Questions keep coming in about whether ordinary (individual) memberships at SICC, Sentosa, TMCC, Seletar and Laguna will drop further, with Bukit Course set to go public in 2030 and most leases expiring 2035–2040.

The short answer: unlikely.

Lease risk is already priced in. The 2030–2040 expiry dates are well known. Despite that, SICC ordinary is now trading around $355k, up from $225k in 2010. Sentosa has hit $555k. TMCC is at $160k. The market has lived with lease anxiety for years.

Supply is shrinking. Bukit converts to a public course after 2030 (per the MinLaw/SLA announcement), not private housing. Marina Bay closed in 2024. Once Bukit goes, SICC’s Island location will run one 18-hole course plus three 9-hole layouts — same membership base, less inventory.

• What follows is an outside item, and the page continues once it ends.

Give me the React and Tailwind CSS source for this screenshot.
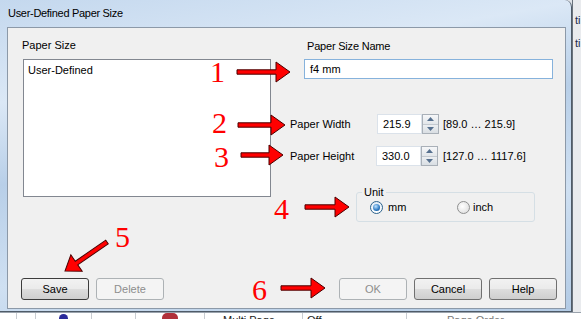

Historical trend is up. TMCC dipped 2015–2017 when Garden’s 2035 lease first hit headlines, then rebounded. Short-term volatility of 5–15% is normal in response to rate moves or rumours, but the 10-year trajectory has been upward.

Scarcity is driving value. With land tight and high-net-worth demand steady, surviving clubs are becoming more exclusive. Some clubs like Seletar and Laguna show wider spreads, but top-tier clubs (SICC, Sentosa, TMCC) remain firm.

Key lease dates — Bukit: 2030; TMCC Garden: 2035; SICC Island, Sentosa, Seletar, Laguna, and TMCC Tampines: all 2040.

Outlook: Short-term fluctuations are likely, but with fewer private courses ahead and no new land being released, prices are more likely to drift up than down over the long term. Land-use decisions past 2040 sit with URA and SLA and can’t be forecast.

Takeaway for golfers: If you play regularly and value access, buy a membership rather than wait. Pay-and-play avoids monthly subs of $165–$350 plus transfer fees, but prime tee times at private clubs remain tight. Waiting for full lease clarity likely means paying more later.